#### [Data extract]

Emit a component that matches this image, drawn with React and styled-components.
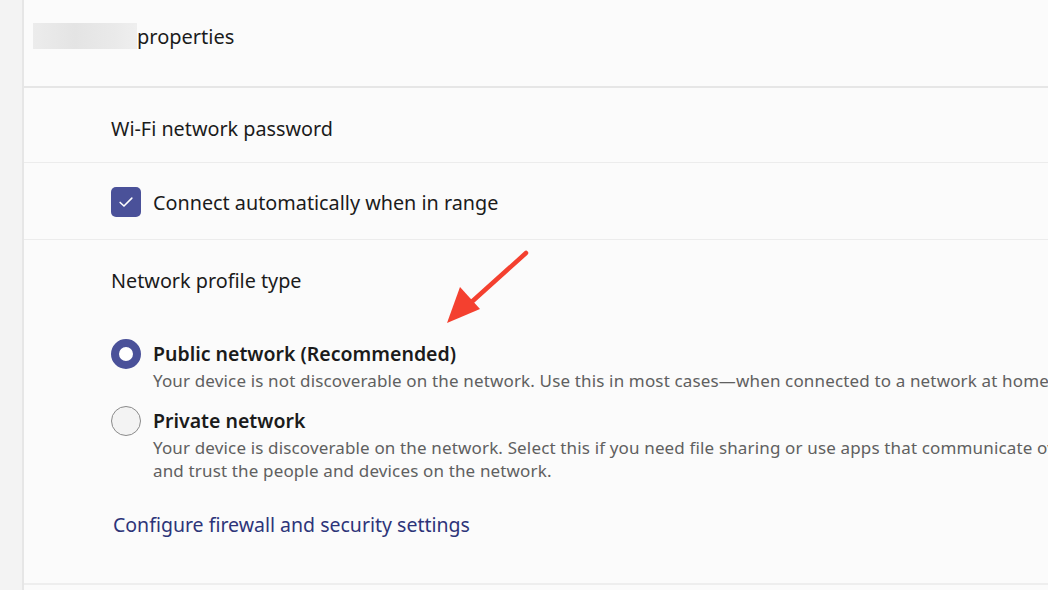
import React from 'react';
import styled, { createGlobalStyle } from 'styled-components';

const GlobalStyle = createGlobalStyle`
  html, body {
    margin: 0;
    padding: 0;
    overflow: hidden;
    background: #fbfbfb;
  }
  body {
    font-family: "Noto Sans", "Open Sans", sans-serif;
    color: #1b1b1b;
  }
`;

const Page = styled.div`
  display: flex;
  width: 1048px;
  height: 590px;
  overflow: hidden;
  position: relative;
`;

const Rail = styled.div`
  width: 22px;
  flex-shrink: 0;
  background: #f3f3f3;
  border-right: 2px solid #e6e6e6;
`;

const Panel = styled.div`
  flex: 1;
  min-width: 0;
  background: #fbfbfb;
  display: flex;
  flex-direction: column;
`;

const Header = styled.div`
  height: 88px;
  box-sizing: border-box;
  display: flex;
  align-items: center;
  padding: 0 0 14px 9px;
  border-bottom: 2px solid #e6e6e6;
  font-size: 20px;
`;

const Blur = styled.div`
  width: 104px;
  height: 26px;
  background: linear-gradient(90deg, #ececec, #e4e4e4 40%, #eaeaea 80%, #efefef);
`;

const Row = styled.div`
  height: ${({ h }) => h}px;
  box-sizing: border-box;
  display: flex;
  align-items: center;
  padding: ${({ pt }) => pt || 0}px 0 0 87px;
  border-bottom: 1px solid #ececec;
  font-size: 19.8px;
  white-space: nowrap;
`;

const Check = styled.div`
  width: 30px;
  height: 30px;
  border-radius: 5px;
  background: #4a5199;
  display: flex;
  align-items: center;
  justify-content: center;
  margin-right: 12px;
`;

const Section = styled.div`
  height: 345px;
  box-sizing: border-box;
  border-bottom: 2px solid #eeeeee;
  padding-left: 87px;
  display: flex;
  flex-direction: column;
  white-space: nowrap;
`;

const SectionTitle = styled.div`
  font-size: 19.8px;
  margin-top: 27px;
  height: 28px;
  line-height: 28px;
`;

const Option = styled.div`
  display: flex;
  align-items: flex-start;
  margin-top: ${({ top }) => top}px;
`;

const Radio = styled.div`
  width: 30px;
  height: 30px;
  box-sizing: border-box;
  border-radius: 50%;
  flex-shrink: 0;
  margin-right: 12px;
  ${({ checked }) =>
    checked
      ? 'background: #fff; border: 8px solid #4a5199;'
      : 'background: #f3f3f3; border: 1.5px solid #8a8a8a;'}
`;

const OptionText = styled.div`
  display: flex;
  flex-direction: column;
`;

const OptionTitle = styled.div`
  font-size: 19.5px;
  font-weight: 600;
  line-height: 30px;
  height: 30px;
`;

const Desc = styled.div`
  font-size: 17px;
  letter-spacing: 0.15px;
  color: #606060;
  line-height: 23px;
`;

const Link = styled.a`
  font-size: 19.5px;
  color: #2d3479;
  text-decoration: none;
  margin-top: 29px;
  margin-left: 2px;
`;

const Arrow = styled.svg`
  position: absolute;
  left: 440px;
  top: 245px;
`;

export default function App() {
  return (
    <>
      <GlobalStyle />
      <Page>
        <Rail />
        <Panel>
          <Header>
            <Blur />
            properties
          </Header>
          <Row h={75} pt={6}>Wi-Fi network password</Row>
          <Row h={77} pt={2}>
            <Check>
              <svg width="18" height="18" viewBox="0 0 16 16">
                <path d="M2.8 8.4 L6.2 11.6 L13.2 4.6" fill="none" stroke="#fff" strokeWidth="1.4" strokeLinecap="round" strokeLinejoin="round" />
              </svg>
            </Check>
            Connect automatically when in range
          </Row>
          <Section>
            <SectionTitle>Network profile type</SectionTitle>
            <Option top={44}>
              <Radio checked />
              <OptionText>
                <OptionTitle>Public network (Recommended)</OptionTitle>
                <Desc>Your device is not discoverable on the network. Use this in most cases—when connected to a network at home, work, or in a public place.</Desc>
              </OptionText>
            </Option>
            <Option top={14}>
              <Radio />
              <OptionText>
                <OptionTitle>Private network</OptionTitle>
                <Desc>Your device is discoverable on the network. Select this if you need file sharing or use apps that communicate over this network. You should know</Desc>
                <Desc>and trust the people and devices on the network.</Desc>
              </OptionText>
            </Option>
            <Link href="#">Configure firewall and security settings</Link>
          </Section>
        </Panel>
        <Arrow width="100" height="90" viewBox="0 0 100 90">
          <line x1="86" y1="8" x2="26" y2="62" stroke="#f4402f" strokeWidth="4.5" strokeLinecap="round" />
          <polygon points="7,78 20,42 40,64" fill="#f4402f" />
        </Arrow>
      </Page>
    </>
  );
}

#### [Exercise task]
Print each line of the material above exactly, with the pictures removed from your copy.

#### [Result of the exercise]
Emit a component that matches this image, drawn with React and styled-components.
import React from 'react';
import styled, { createGlobalStyle } from 'styled-components';

const GlobalStyle = createGlobalStyle`
  html, body {
    margin: 0;
    padding: 0;
    overflow: hidden;
    background: #fbfbfb;
  }
  body {
    font-family: "Noto Sans", "Open Sans", sans-serif;
    color: #1b1b1b;
  }
`;

const Page = styled.div`
  display: flex;
  width: 1048px;
  height: 590px;
  overflow: hidden;
  position: relative;
`;

const Rail = styled.div`
  width: 22px;
  flex-shrink: 0;
  background: #f3f3f3;
  border-right: 2px solid #e6e6e6;
`;

const Panel = styled.div`
  flex: 1;
  min-width: 0;
  background: #fbfbfb;
  display: flex;
  flex-direction: column;
`;

const Header = styled.div`
  height: 88px;
  box-sizing: border-box;
  display: flex;
  align-items: center;
  padding: 0 0 14px 9px;
  border-bottom: 2px solid #e6e6e6;
  font-size: 20px;
`;

const Blur = styled.div`
  width: 104px;
  height: 26px;
  background: linear-gradient(90deg, #ececec, #e4e4e4 40%, #eaeaea 80%, #efefef);
`;

const Row = styled.div`
  height: ${({ h }) => h}px;
  box-sizing: border-box;
  display: flex;
  align-items: center;
  padding: ${({ pt }) => pt || 0}px 0 0 87px;
  border-bottom: 1px solid #ececec;
  font-size: 19.8px;
  white-space: nowrap;
`;

const Check = styled.div`
  width: 30px;
  height: 30px;
  border-radius: 5px;
  background: #4a5199;
  display: flex;
  align-items: center;
  justify-content: center;
  margin-right: 12px;
`;

const Section = styled.div`
  height: 345px;
  box-sizing: border-box;
  border-bottom: 2px solid #eeeeee;
  padding-left: 87px;
  display: flex;
  flex-direction: column;
  white-space: nowrap;
`;

const SectionTitle = styled.div`
  font-size: 19.8px;
  margin-top: 27px;
  height: 28px;
  line-height: 28px;
`;

const Option = styled.div`
  display: flex;
  align-items: flex-start;
  margin-top: ${({ top }) => top}px;
`;

const Radio = styled.div`
  width: 30px;
  height: 30px;
  box-sizing: border-box;
  border-radius: 50%;
  flex-shrink: 0;
  margin-right: 12px;
  ${({ checked }) =>
    checked
      ? 'background: #fff; border: 8px solid #4a5199;'
      : 'background: #f3f3f3; border: 1.5px solid #8a8a8a;'}
`;

const OptionText = styled.div`
  display: flex;
  flex-direction: column;
`;

const OptionTitle = styled.div`
  font-size: 19.5px;
  font-weight: 600;
  line-height: 30px;
  height: 30px;
`;

const Desc = styled.div`
  font-size: 17px;
  letter-spacing: 0.15px;
  color: #606060;
  line-height: 23px;
`;

const Link = styled.a`
  font-size: 19.5px;
  color: #2d3479;
  text-decoration: none;
  margin-top: 29px;
  margin-left: 2px;
`;

const Arrow = styled.svg`
  position: absolute;
  left: 440px;
  top: 245px;
`;

export default function App() {
  return (
    <>
      <GlobalStyle />
      <Page>
        <Rail />
        <Panel>
          <Header>
            <Blur />
            properties
          </Header>
          <Row h={75} pt={6}>Wi-Fi network password</Row>
          <Row h={77} pt={2}>
            <Check>
              <svg width="18" height="18" viewBox="0 0 16 16">
                <path d="M2.8 8.4 L6.2 11.6 L13.2 4.6" fill="none" stroke="#fff" strokeWidth="1.4" strokeLinecap="round" strokeLinejoin="round" />
              </svg>
            </Check>
            Connect automatically when in range
          </Row>
          <Section>
            <SectionTitle>Network profile type</SectionTitle>
            <Option top={44}>
              <Radio checked />
              <OptionText>
                <OptionTitle>Public network (Recommended)</OptionTitle>
                <Desc>Your device is not discoverable on the network. Use this in most cases—when connected to a network at home, work, or in a public place.</Desc>
              </OptionText>
            </Option>
            <Option top={14}>
              <Radio />
              <OptionText>
                <OptionTitle>Private network</OptionTitle>
                <Desc>Your device is discoverable on the network. Select this if you need file sharing or use apps that communicate over this network. You should know</Desc>
                <Desc>and trust the people and devices on the network.</Desc>
              </OptionText>
            </Option>
            <Link href="#">Configure firewall and security settings</Link>
          </Section>
        </Panel>
        <Arrow width="100" height="90" viewBox="0 0 100 90">
          <line x1="86" y1="8" x2="26" y2="62" stroke="#f4402f" strokeWidth="4.5" strokeLinecap="round" />
          <polygon points="7,78 20,42 40,64" fill="#f4402f" />
        </Arrow>
      </Page>
    </>
  );
}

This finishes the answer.